Weinstein’s Oscar campaigns could get brutal, but they gave Hollywood a potentially lucrative alternative to the comic-book spectacles it had pinned its future on. As the director Paul Feig told The Washington Post in an article published on Thursday, Hollywood is a business, “and all business, all corporate culture, is going to make excuses for the person who is making them a lot of money.”
But Weinstein’s importance transcended money and power: He allowed an increasingly corporate industry to convince itself that it could still make art.

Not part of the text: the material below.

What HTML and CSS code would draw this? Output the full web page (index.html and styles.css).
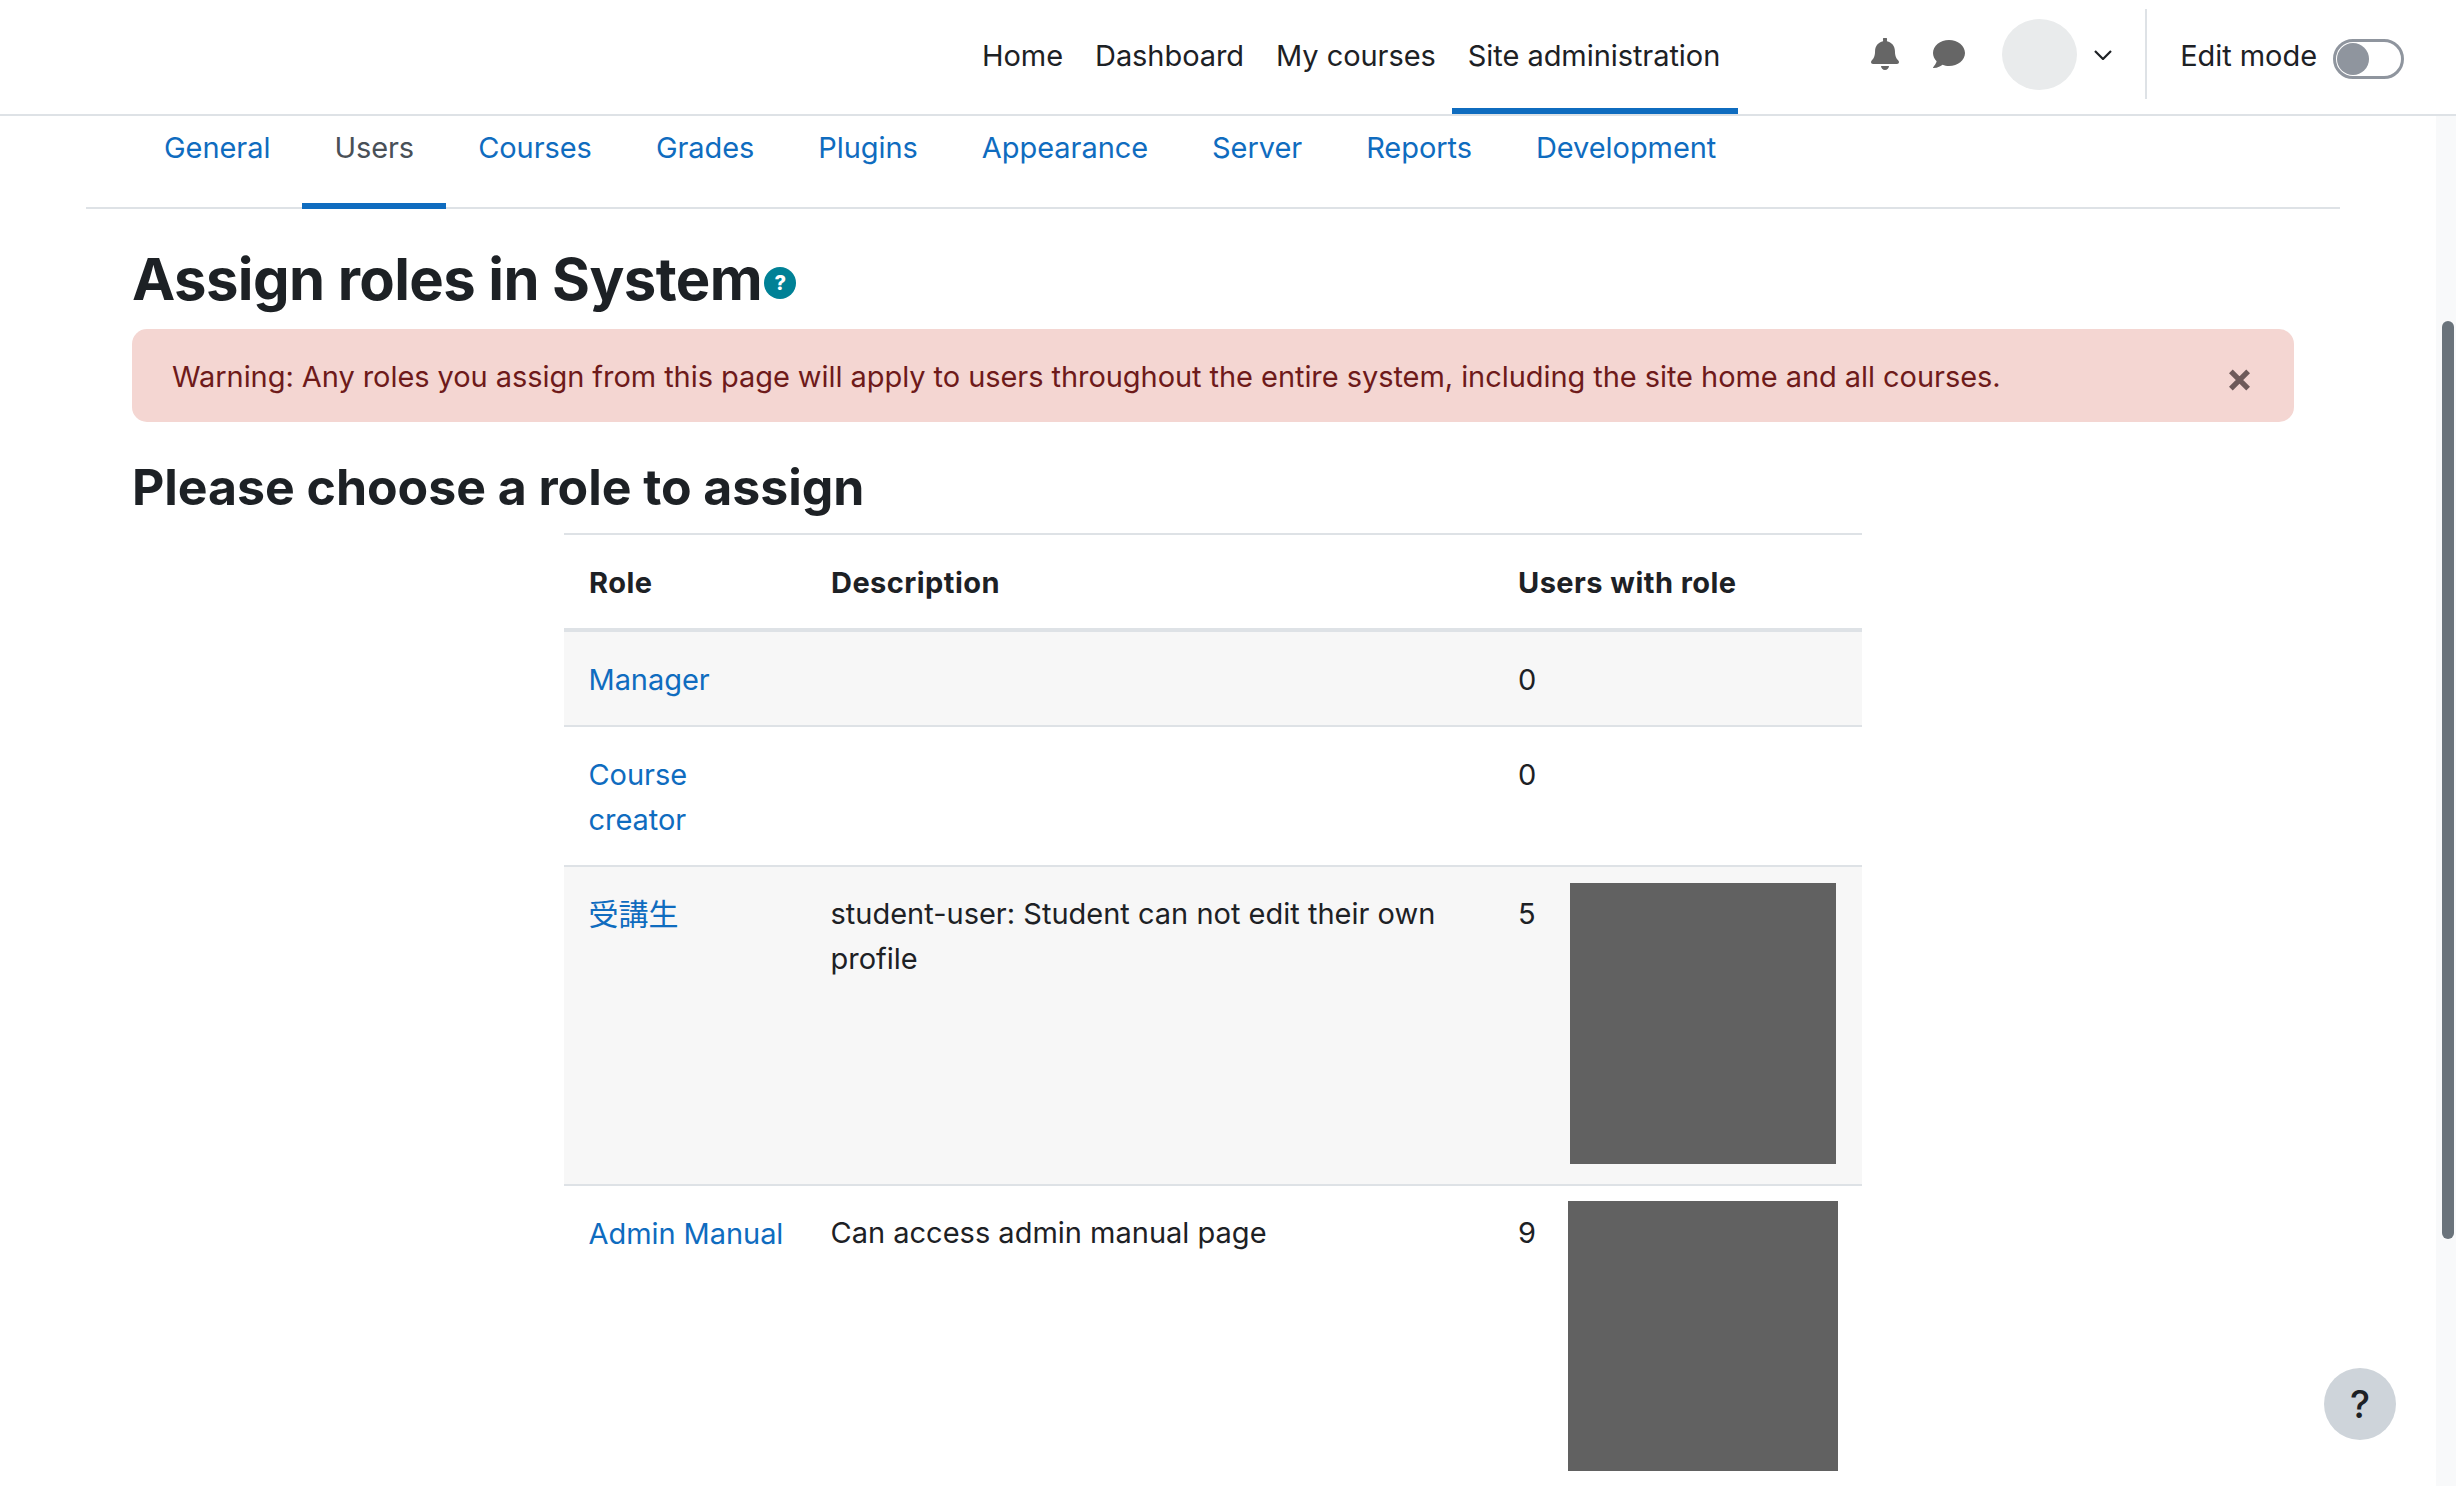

In recent years, it’s become clear that the man who once disrupted the movie industry has been disrupted himself, his uniqueness threatened by the natural evolution of technology, competition and social norms. As his financial and corporate powers have waned, so has his mystique, with his awardsseason dominance being usurped by such boutique distributors as Sony Pictures Classics and Fox Searchlight, as well as such shrewd, zeitgeist-y upstarts as A24.
Meanwhile, the filmmakers and stars Weinstein once so assiduously cultivated are now flocking to Netflix and Amazon — even, heaven forfend, premium cable. Harvey Weinstein is no longer the sole proprietor of turning little-movies-that- could into juggernauts.
And as his industry has changed, so has the outside world, where women are claiming the power to call out the kind of predatory behaviour that was rationalised and overlooked for so long.
In addition to trauma, guilt and shame, the movie business is now left to contend with the wages of their idolatry, however artistically high-minded.
Which “genius” actor, comedian, director or producer are they protecting now, and at what human cost? Circling the talent always means turning your back on someone, whether it’s an expendable apparatchik, an innocent victim or your own best self.